> Problem to solve:
Below is a listing; write it out exactly and drop any images from it.

> Material provided:
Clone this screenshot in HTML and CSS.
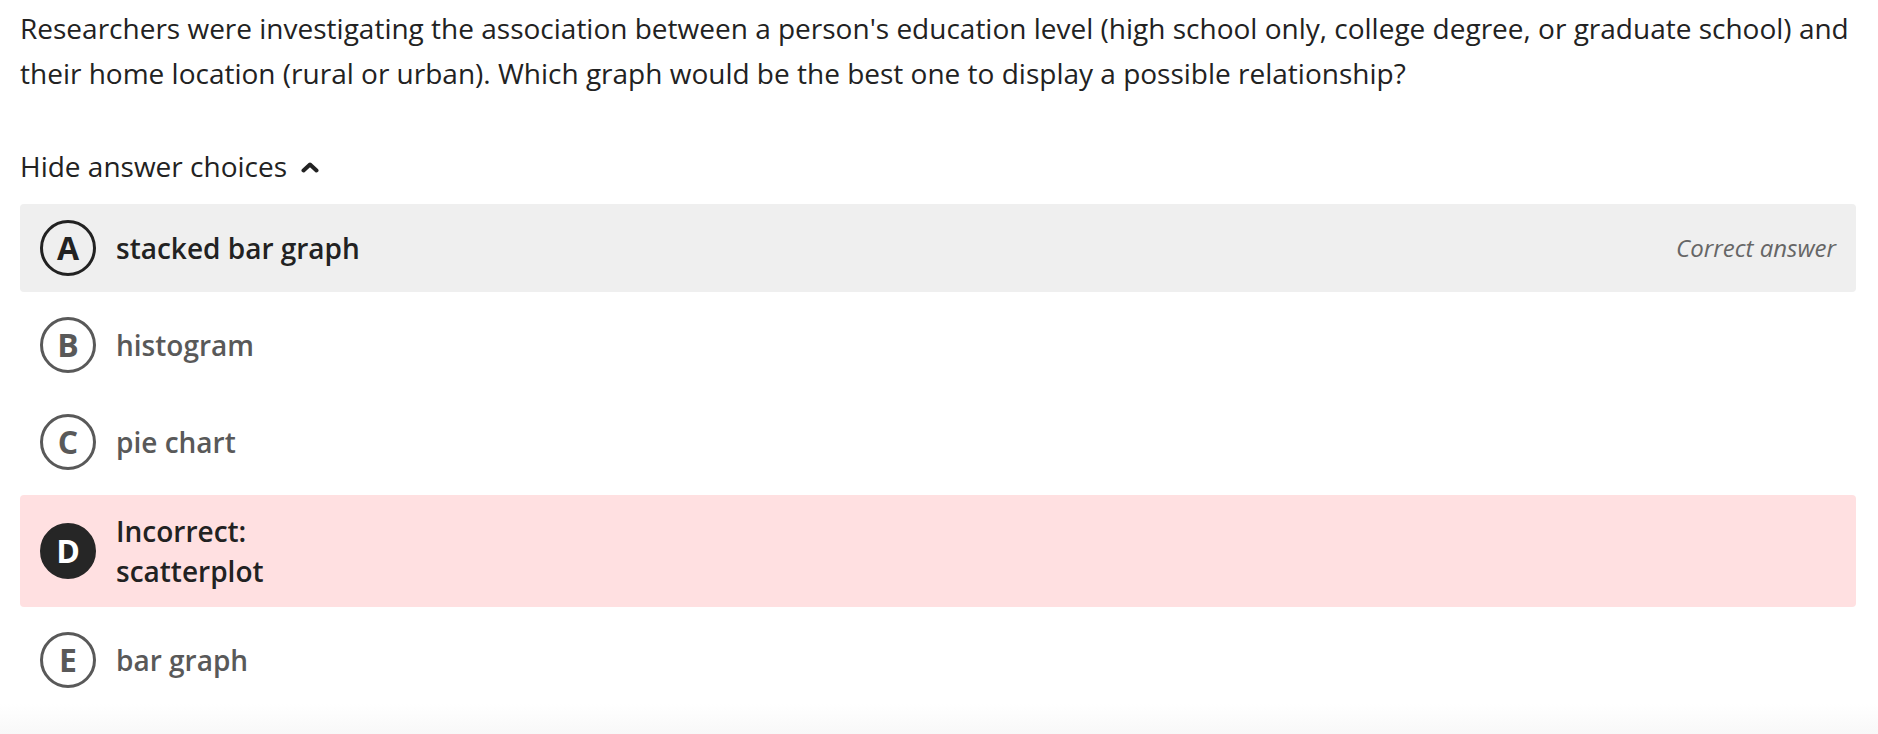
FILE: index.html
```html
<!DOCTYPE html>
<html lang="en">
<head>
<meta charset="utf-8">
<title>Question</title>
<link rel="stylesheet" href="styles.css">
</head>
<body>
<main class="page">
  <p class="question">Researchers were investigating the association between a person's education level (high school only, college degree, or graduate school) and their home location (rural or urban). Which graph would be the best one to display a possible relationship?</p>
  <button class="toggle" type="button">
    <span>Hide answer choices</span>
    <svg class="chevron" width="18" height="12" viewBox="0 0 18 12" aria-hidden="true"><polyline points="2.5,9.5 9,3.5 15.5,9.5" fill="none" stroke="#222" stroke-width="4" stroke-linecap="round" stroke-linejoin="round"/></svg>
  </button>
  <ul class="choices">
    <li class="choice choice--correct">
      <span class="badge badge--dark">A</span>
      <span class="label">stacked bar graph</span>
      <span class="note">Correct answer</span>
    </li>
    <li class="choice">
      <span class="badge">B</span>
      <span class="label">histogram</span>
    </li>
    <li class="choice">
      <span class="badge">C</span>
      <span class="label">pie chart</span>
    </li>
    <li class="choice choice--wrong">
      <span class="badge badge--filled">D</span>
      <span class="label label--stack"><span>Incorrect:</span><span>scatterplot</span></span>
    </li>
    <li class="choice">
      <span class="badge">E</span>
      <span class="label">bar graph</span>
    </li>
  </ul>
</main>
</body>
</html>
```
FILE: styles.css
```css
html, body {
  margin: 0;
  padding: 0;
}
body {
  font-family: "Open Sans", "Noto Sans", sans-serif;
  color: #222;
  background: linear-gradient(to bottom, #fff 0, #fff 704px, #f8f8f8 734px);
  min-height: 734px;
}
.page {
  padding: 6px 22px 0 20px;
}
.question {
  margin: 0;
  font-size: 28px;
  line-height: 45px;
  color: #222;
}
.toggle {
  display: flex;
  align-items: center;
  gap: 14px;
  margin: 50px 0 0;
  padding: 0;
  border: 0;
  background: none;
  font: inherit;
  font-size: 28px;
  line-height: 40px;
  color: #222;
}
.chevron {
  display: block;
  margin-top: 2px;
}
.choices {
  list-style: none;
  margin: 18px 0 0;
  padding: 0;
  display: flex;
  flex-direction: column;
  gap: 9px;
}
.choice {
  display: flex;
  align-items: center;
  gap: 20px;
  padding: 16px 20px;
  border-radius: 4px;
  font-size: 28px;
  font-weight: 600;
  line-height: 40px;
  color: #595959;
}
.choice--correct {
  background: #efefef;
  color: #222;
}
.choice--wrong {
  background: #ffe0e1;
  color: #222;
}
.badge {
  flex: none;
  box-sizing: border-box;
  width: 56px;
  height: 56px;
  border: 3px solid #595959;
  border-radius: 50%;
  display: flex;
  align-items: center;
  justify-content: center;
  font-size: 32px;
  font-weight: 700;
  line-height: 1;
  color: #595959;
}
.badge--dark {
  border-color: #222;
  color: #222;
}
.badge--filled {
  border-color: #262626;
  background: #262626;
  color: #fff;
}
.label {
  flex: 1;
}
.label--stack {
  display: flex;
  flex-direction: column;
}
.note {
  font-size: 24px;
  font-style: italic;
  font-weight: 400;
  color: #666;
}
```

> Complete response:
Clone this screenshot in HTML and CSS.
FILE: index.html
```html
<!DOCTYPE html>
<html lang="en">
<head>
<meta charset="utf-8">
<title>Question</title>
<link rel="stylesheet" href="styles.css">
</head>
<body>
<main class="page">
  <p class="question">Researchers were investigating the association between a person's education level (high school only, college degree, or graduate school) and their home location (rural or urban). Which graph would be the best one to display a possible relationship?</p>
  <button class="toggle" type="button">
    <span>Hide answer choices</span>
    <svg class="chevron" width="18" height="12" viewBox="0 0 18 12" aria-hidden="true"><polyline points="2.5,9.5 9,3.5 15.5,9.5" fill="none" stroke="#222" stroke-width="4" stroke-linecap="round" stroke-linejoin="round"/></svg>
  </button>
  <ul class="choices">
    <li class="choice choice--correct">
      <span class="badge badge--dark">A</span>
      <span class="label">stacked bar graph</span>
      <span class="note">Correct answer</span>
    </li>
    <li class="choice">
      <span class="badge">B</span>
      <span class="label">histogram</span>
    </li>
    <li class="choice">
      <span class="badge">C</span>
      <span class="label">pie chart</span>
    </li>
    <li class="choice choice--wrong">
      <span class="badge badge--filled">D</span>
      <span class="label label--stack"><span>Incorrect:</span><span>scatterplot</span></span>
    </li>
    <li class="choice">
      <span class="badge">E</span>
      <span class="label">bar graph</span>
    </li>
  </ul>
</main>
</body>
</html>
```
FILE: styles.css
```css
html, body {
  margin: 0;
  padding: 0;
}
body {
  font-family: "Open Sans", "Noto Sans", sans-serif;
  color: #222;
  background: linear-gradient(to bottom, #fff 0, #fff 704px, #f8f8f8 734px);
  min-height: 734px;
}
.page {
  padding: 6px 22px 0 20px;
}
.question {
  margin: 0;
  font-size: 28px;
  line-height: 45px;
  color: #222;
}
.toggle {
  display: flex;
  align-items: center;
  gap: 14px;
  margin: 50px 0 0;
  padding: 0;
  border: 0;
  background: none;
  font: inherit;
  font-size: 28px;
  line-height: 40px;
  color: #222;
}
.chevron {
  display: block;
  margin-top: 2px;
}
.choices {
  list-style: none;
  margin: 18px 0 0;
  padding: 0;
  display: flex;
  flex-direction: column;
  gap: 9px;
}
.choice {
  display: flex;
  align-items: center;
  gap: 20px;
  padding: 16px 20px;
  border-radius: 4px;
  font-size: 28px;
  font-weight: 600;
  line-height: 40px;
  color: #595959;
}
.choice--correct {
  background: #efefef;
  color: #222;
}
.choice--wrong {
  background: #ffe0e1;
  color: #222;
}
.badge {
  flex: none;
  box-sizing: border-box;
  width: 56px;
  height: 56px;
  border: 3px solid #595959;
  border-radius: 50%;
  display: flex;
  align-items: center;
  justify-content: center;
  font-size: 32px;
  font-weight: 700;
  line-height: 1;
  color: #595959;
}
.badge--dark {
  border-color: #222;
  color: #222;
}
.badge--filled {
  border-color: #262626;
  background: #262626;
  color: #fff;
}
.label {
  flex: 1;
}
.label--stack {
  display: flex;
  flex-direction: column;
}
.note {
  font-size: 24px;
  font-style: italic;
  font-weight: 400;
  color: #666;
}
```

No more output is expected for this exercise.